Budget for Remediation

Allocate 15-20% of your annual IT budget to technical debt remediation. This prevents the debt from accumulating faster than you can address it. If your MSP's contract does not include infrastructure refresh provisions, negotiate them.

Frequently Asked Questions

What is technical debt in an MSP context?
Technical debt in an MSP context refers to the accumulated cost of shortcuts, outdated systems, deferred upgrades, and undocumented configurations across client environments. It manifests as security vulnerabilities, unreliable systems, slow performance, and increasingly expensive maintenance that diverts resources from improvement.
How do I know if my MSP has technical debt?
Common indicators: frequent recurring issues, slow response to problems, reluctance to show you documentation, systems that cannot be upgraded, heavy reliance on specific engineers' knowledge, and environments that seem fragile or require constant attention.
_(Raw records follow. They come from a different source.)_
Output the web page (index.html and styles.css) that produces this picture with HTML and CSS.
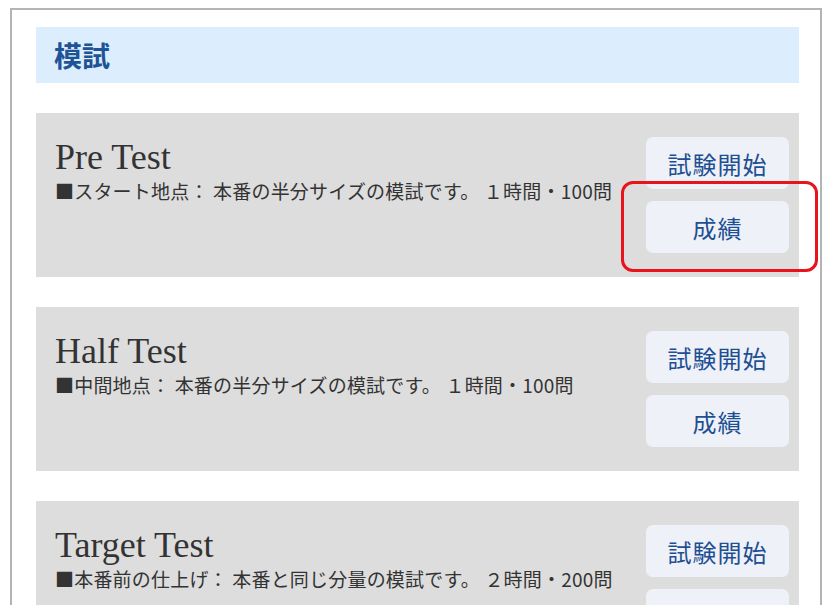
FILE: index.html
```html
<!DOCTYPE html>
<html lang="ja">
<head>
    <meta charset="UTF-8">
    <meta name="viewport" content="width=device-width, initial-scale=1.0">
    <title>模試</title>
    <link rel="stylesheet" href="styles.css">
</head>
<body>
    <div class="frame">
        <h2 class="section-title">模試</h2>

        <div class="test-card">
            <div class="test-info">
                <h3 class="test-name">Pre Test</h3>
                <p class="test-desc">■スタート地点： 本番の半分サイズの模試です。 １時間・100問</p>
            </div>
            <div class="test-actions">
                <button class="btn">試験開始</button>
                <button class="btn">成績</button>
            </div>
            <div class="highlight"></div>
        </div>

        <div class="test-card">
            <div class="test-info">
                <h3 class="test-name">Half Test</h3>
                <p class="test-desc">■中間地点： 本番の半分サイズの模試です。 １時間・100問</p>
            </div>
            <div class="test-actions">
                <button class="btn">試験開始</button>
                <button class="btn">成績</button>
            </div>
        </div>

        <div class="test-card">
            <div class="test-info">
                <h3 class="test-name">Target Test</h3>
                <p class="test-desc">■本番前の仕上げ： 本番と同じ分量の模試です。 ２時間・200問</p>
            </div>
            <div class="test-actions">
                <button class="btn">試験開始</button>
                <button class="btn">成績</button>
            </div>
        </div>
    </div>
</body>
</html>
```

FILE: styles.css
```css
body {
    font-family: "Noto Sans CJK JP", "Noto Sans", sans-serif;
    margin: 0;
    padding: 0;
    background: #fff;
}
.frame {
    width: 812px;
    margin: 8px 0 0 10px;
    padding: 17px 21px 30px 24px;
    border: 2px solid #b4b4b4;
    border-bottom: none;
    box-sizing: border-box;
}
.section-title {
    margin: 0 0 30px 0;
    height: 56px;
    padding-left: 18px;
    background-color: #dcedfd;
    color: #1e5395;
    font-size: 28px;
    font-weight: bold;
    line-height: 56px;
}
.test-card {
    position: relative;
    display: flex;
    justify-content: space-between;
    background-color: #dddddd;
    padding: 24px 10px 24px 19px;
    margin-bottom: 30px;
}
.test-name {
    margin: 0;
    font-family: "Liberation Serif", serif;
    font-weight: normal;
    font-size: 36px;
    line-height: 40px;
    color: #333;
}
.test-desc {
    margin: 1px 0 0 0;
    font-size: 19px;
    line-height: 26px;
    letter-spacing: 0.2px;
    color: #333;
}
.test-actions {
    display: flex;
    flex-direction: column;
    gap: 12px;
}
.btn {
    width: 143px;
    height: 52px;
    border: none;
    border-radius: 7px;
    background-color: #eef2f8;
    color: #1e4f92;
    font-family: "Noto Sans CJK JP", sans-serif;
    font-size: 24px;
    letter-spacing: 1px;
    cursor: pointer;
}
.highlight {
    position: absolute;
    left: 585px;
    top: 68px;
    width: 197px;
    height: 91px;
    border: 3px solid #e8141c;
    border-radius: 12px;
    box-sizing: border-box;
}
```
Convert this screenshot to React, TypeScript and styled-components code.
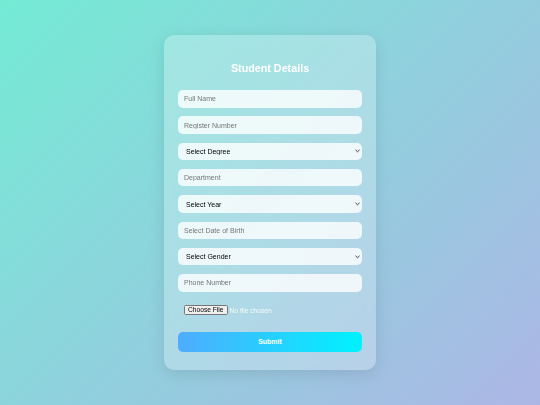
import React from 'react';
import styled, { createGlobalStyle } from 'styled-components';

const GlobalStyle = createGlobalStyle`
  * {
    box-sizing: border-box;
  }

  body {
    margin: 0;
    font-family: "Liberation Sans", Arial, sans-serif;
  }
`;

const chevron = encodeURIComponent(
  '<svg xmlns="http://www.w3.org/2000/svg" width="10" height="8" viewBox="0 0 10 8"><path d="M1.5 2.2 L5 5.6 L8.5 2.2" fill="none" stroke="#3a3a3a" stroke-width="2" stroke-linecap="round" stroke-linejoin="round"/></svg>'
);

const Page = styled.div`
  zoom: 0.5;
  width: 1080px;
  height: 810px;
  display: flex;
  align-items: center;
  justify-content: center;
  background: linear-gradient(135deg, #74ebd5, #acb6e5);
`;

const Card = styled.form`
  width: 424px;
  padding: 40px 28px 36px;
  border-radius: 20px;
  background: rgba(255, 255, 255, 0.25);
  backdrop-filter: blur(10px);
  box-shadow: 0 8px 32px rgba(0, 0, 0, 0.1);
  display: flex;
  flex-direction: column;
  gap: 17.6px;
`;

const Title = styled.h2`
  margin: 0;
  text-align: center;
  color: #fff;
  font-size: 21.5px;
  font-weight: bold;
  line-height: 52px;
`;

const fieldBase = `
  width: 100%;
  height: 35px;
  padding: 0 12px;
  border: none;
  border-radius: 10px;
  background-color: rgba(255, 255, 255, 0.8);
  font-family: "Liberation Sans", Arial, sans-serif;
  font-size: 14px;
  outline: none;
`;

const TextInput = styled.input`
  ${fieldBase}
  color: #333;

  &::placeholder {
    color: #757575;
  }
`;

const Select = styled.select`
  ${fieldBase}
  appearance: none;
  padding-left: 16px;
  color: #000;
  background-image: url("data:image/svg+xml,${chevron}");
  background-repeat: no-repeat;
  background-position: right 5px center;
  background-size: 10px 8px;
`;

const FileInput = styled.input`
  width: 100%;
  padding: 9px 12px 17px;
  border: none;
  font-family: "Liberation Sans", Arial, sans-serif;
  font-size: 13.33px;
  color: rgba(255, 255, 255, 0.85);
`;

const SubmitButton = styled.button`
  width: 100%;
  height: 39px;
  border: none;
  border-radius: 10px;
  background: linear-gradient(90deg, #4facfe, #00f2fe);
  color: #fff;
  font-family: "Liberation Sans", Arial, sans-serif;
  font-size: 14px;
  font-weight: bold;
  cursor: pointer;
`;

export default function App() {
  return (
    <Page>
      <GlobalStyle />
      <Card onSubmit={(e) => e.preventDefault()}>
        <Title>Student Details</Title>
        <TextInput type="text" placeholder="Full Name" />
        <TextInput type="text" placeholder="Register Number" />
        <Select defaultValue="">
          <option value="">Select Degree</option>
          <option>B.E</option>
          <option>B.Tech</option>
        </Select>
        <TextInput type="text" placeholder="Department" />
        <Select defaultValue="">
          <option value="">Select Year</option>
          <option>I</option>
          <option>II</option>
        </Select>
        <TextInput type="text" placeholder="Select Date of Birth" />
        <Select defaultValue="">
          <option value="">Select Gender</option>
          <option>Male</option>
          <option>Female</option>
        </Select>
        <TextInput type="text" placeholder="Phone Number" />
        <FileInput type="file" />
        <SubmitButton type="submit">Submit</SubmitButton>
      </Card>
    </Page>
  );
}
If your MSP resists audits or assessments, that itself is a red flag.
How much technical debt is normal for an MSP?
Some technical debt is inevitable in any IT environment. The question is whether it is managed. A healthy MSP maintains a technical debt register, prioritises remediation, and budgets for upgrades. An unhealthy MSP ignores it until systems fail. Industry benchmarks suggest keeping technical debt below 20% of total infrastructure value.
Who is responsible for addressing technical debt — the MSP or the client?
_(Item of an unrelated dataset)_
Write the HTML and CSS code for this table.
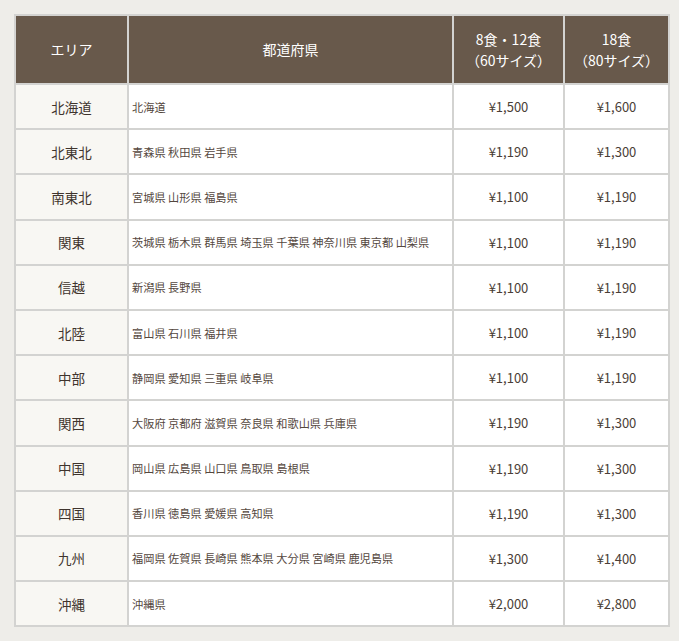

Both, but in different ways. The MSP is responsible for identifying, documenting, and recommending remediation. The client is responsible for approving and funding upgrades. A good MSP proactively highlights technical debt and presents remediation options. A bad MSP hides it until something breaks.
What is the cost of ignoring technical debt?
Ignoring technical debt leads to: increased security risk, higher maintenance costs, more frequent outages, slower performance, compliance gaps, and eventually a costly forced migration. The longer technical debt accumulates, the more expensive remediation becomes. A $5,000 upgrade deferred for three years can become a $50,000 emergency replacement.